Die Digitalisierung erscheint in diesem Rahmen meist nur als Hinweis auf die Zukunft, als zusätzliches Problem, als „Herausforderung“. Auseinandergesetzt hat sich mit ihr auch das deutsche Bundesministerium für Arbeit und Soziales. Es hat die Arbeit weiter gedacht und verkündet in seinem „Weissbuch Arbeiten 4.0“: „Infolge des technologischen und wirtschaftlichen Wandels wird es keine massenhafte Automatisierung von Arbeitsplätzen geben.“23 Sind die größten Ängste also unbegründet? Oder werden besorgte Bürgerinnen und Bürger vermuten, bei den politischen Erklärungen zur Digitalisierung handele es sich um einen ehrenwerten Versuch der Beruhigung, gerade weil die sozialen Risiken der Digitalisierung so bedrängend sind und die Bevölkerung ihnen weitgehend hilflos ausgeliefert ist? „Wo…Abwehr und Vermeidungshandeln so gut wie ausgeschlossen sind, bleibt als (scheinbar) einzige Aktivität: ein Beruhigen, das Angst macht …“ konstatierte der Soziologe Ulrich Beck für die moderne Risikogesellschaft.24 Nach dieser Logik werden pauschale Beruhigungen nichts nutzen, im Gegenteil, die Angst noch vergrößern. Sie schaffen keine Ruhe, sondern verstören mehr durch die Hilflosigkeit der Politik. Sie sind die Offenbarung, dass sie zwar beste Vorsätze, aber wenig Mittel hat, mit den kommenden Problemen sicher umzugehen. Auch nicht mit deren Geschwindigkeit. Der neue deutsche Bundestag, gewählt 2017, hat zu einem bewährten Mittel der politischen Konsensbildung gegriffen und eine Enquete-Kommission zum Thema künstliche Intelligenz gebildet. Der Abschlussbericht soll nach dem Sommer 2020 vorliegen. Spätestens ein Jahr danach wird bereits der nächste Bundestag gewählt. Vielleicht machen dann die Fakten, die die IT-Konzerne in der Zwischenzeit geschaffen haben, eine nächste Enquete-Kommission erforderlich.

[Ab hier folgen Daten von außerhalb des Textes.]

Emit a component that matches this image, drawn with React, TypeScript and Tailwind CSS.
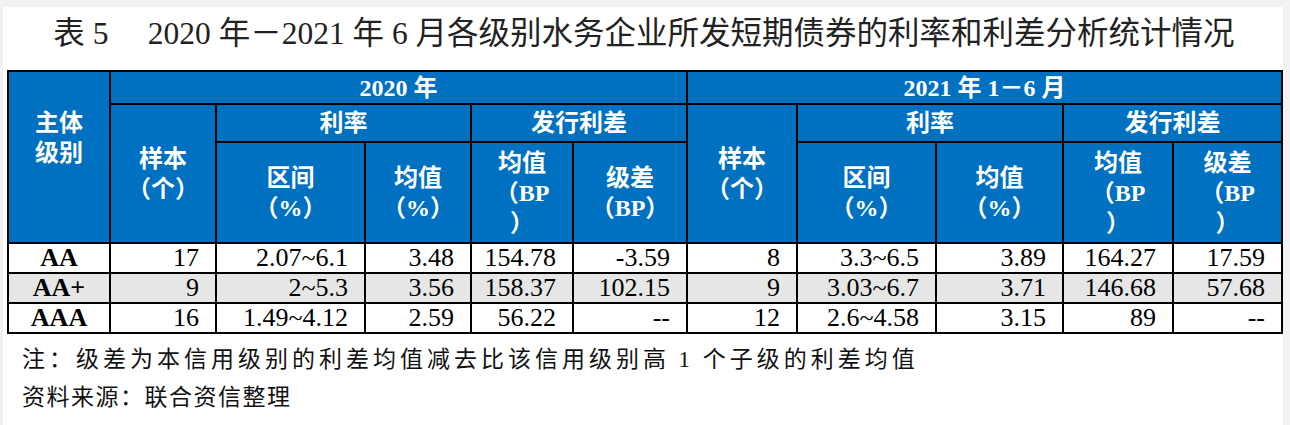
import React from 'react';

const serifCjk = { fontFamily: '"Liberation Serif", "Noto Sans CJK SC", sans-serif' };

interface Row {
  grade: string;
  a: string[];
  b: string[];
  shade?: boolean;
}

const rows: Row[] = [
  { grade: 'AA', a: ['17', '2.07~6.1', '3.48', '154.78', '-3.59'], b: ['8', '3.3~6.5', '3.89', '164.27', '17.59'] },
  { grade: 'AA+', a: ['9', '2~5.3', '3.56', '158.37', '102.15'], b: ['9', '3.03~6.7', '3.71', '146.68', '57.68'], shade: true },
  { grade: 'AAA', a: ['16', '1.49~4.12', '2.59', '56.22', '--'], b: ['12', '2.6~4.58', '3.15', '89', '--'] },
];

const widths = [102, 106, 149, 106, 102, 114, 110, 139, 127, 110, 109];

function H({ children, className = '', ...rest }: React.TdHTMLAttributes<HTMLTableCellElement>) {
  return (
    <th
      {...rest}
      className={`border-2 border-black bg-[#0070c0] text-white font-bold text-[24px] leading-[30px] text-center align-middle p-0 ${className}`}
    >
      {children}
    </th>
  );
}

export default function App() {
  return (
    <div className="w-[1290px] h-[425px] bg-[#f2f2f2] pt-[7px] pl-[3px] pr-[7px] overflow-hidden" style={serifCjk}>
      <div className="bg-white h-full pl-[4px] pr-[2px]">
        <h1 className="h-[63px] flex items-center justify-center text-[31.5px] text-[#222] pb-[10px]">
          表 5&nbsp;&nbsp;&nbsp;&nbsp;&nbsp;2020 年－2021 年 6 月各级别水务企业所发短期债券的利率和利差分析统计情况
        </h1>

        <table className="table-fixed border-collapse w-[1274px]">
          <colgroup>
            {widths.map((w, i) => (
              <col key={i} style={{ width: w }} />
            ))}
          </colgroup>
          <thead>
            <tr className="h-[33px]">
              <H rowSpan={3} className="align-top pt-[36px]">
                主体<br />级别
              </H>
              <H colSpan={5}>2020 年</H>
              <H colSpan={5}>2021 年 1－6 月</H>
            </tr>
            <tr className="h-[38px]">
              <H rowSpan={2}>
                样本<br />（个）
              </H>
              <H colSpan={2}>利率</H>
              <H colSpan={2}>发行利差</H>
              <H rowSpan={2}>
                样本<br />（个）
              </H>
              <H colSpan={2}>利率</H>
              <H colSpan={2}>发行利差</H>
            </tr>
            <tr className="h-[101px]">
              <H>
                区间<br />（%）
              </H>
              <H>
                均值<br />（%）
              </H>
              <H>
                均值<br />（BP<br />）
              </H>
              <H>
                级差<br />（BP）
              </H>
              <H>
                区间<br />（%）
              </H>
              <H>
                均值<br />（%）
              </H>
              <H>
                均值<br />（BP<br />）
              </H>
              <H>
                级差<br />（BP<br />）
              </H>
            </tr>
          </thead>
          <tbody>
            {rows.map((r) => (
              <tr key={r.grade} className={`h-[30px] ${r.shade ? 'bg-[#e6e6e6]' : 'bg-white'}`}>
                <td className="border-2 border-black text-center font-bold text-[26px] leading-[26px] p-0">{r.grade}</td>
                {[...r.a, ...r.b].map((v, i) => (
                  <td key={i} className="border-2 border-black text-right text-[26px] leading-[26px] p-0 pr-[16px]">
                    {v}
                  </td>
                ))}
              </tr>
            ))}
          </tbody>
        </table>

        <div className="pl-[15px] text-[23px] text-[#111]" style={{ fontFamily: '"Liberation Serif", "Noto Sans CJK SC", serif' }}>
          <p className="h-[40px] flex items-center mt-[6px] tracking-[4px]">注：级差为本信用级别的利差均值减去比该信用级别高&thinsp;1&thinsp;个子级的利差均值</p>
          <p className="h-[36px] flex items-center tracking-[1.5px]">资料来源：联合资信整理</p>
        </div>
      </div>
    </div>
  );
}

Das Erstaunliche an dieser Haltung zur Digitalisierung ist die Tatsache, dass der massenhafte Arbeitsplatzverlust in offiziellen politischen Verlautbarungen kaum vorkommt. Das Gesellschaftsmodell basiert weiter auf Arbeit, Vollzeitarbeit bleibt das Leitmotiv. Nach Ansicht des deutschen Politikers Thorsten Schäfer-Gümbel geht es darum, „…in der zersplitterten Gesellschaft des 21. Jahrhunderts das digitale Synonym des Achtstundentags herauszuarbeiten und diesen Kern in zukunftsfähige Politik zu übertragen.“25 Daher müssen auch die gegenwärtigen Grundprinzipien des Sozialstaats nicht in Frage gestellt werden. Der Sozialstaat soll „linear“ weiterentwickelt werden, als „Fortführung des Bewährten…mit digitalen Mitteln“.26

Was passiert, wenn die Digitalisierung keinen Achtstundentag für alle mehr hergibt, vielleicht nicht einmal mehr für viele, auch nicht sein Synonym? Dieser Fall steht im aktuellen Denken des politischen Mainstreams meist nicht im Vordergrund. Es beschäftigt sich weiter mit der Verteilung der sozialen Kosten, die durch die Alterung der Gesellschaft und das geringe Wachstum entstehen. Verursacht hat diese Kosten die Babyboom-Generation der 1950er- und 1960er-Jahre. Sie hat die größte wirtschaftliche Expansionsparty aller Zeiten gefeiert, den Massenkonsum zelebriert, weniger Kinder bekommen als ihre Eltern und das Ganze mit einem stetig wachsenden Raubbau an der Umwelt sowie einem gigantischen Schuldenberg finanziert. Bekommen ihre Kinder nun die Quittung dafür? Muss die nächste Generation froh sein, wenn sie mit Mühe das Einkommensniveau ihrer Eltern halten kann, während sie deren Alter finanziert?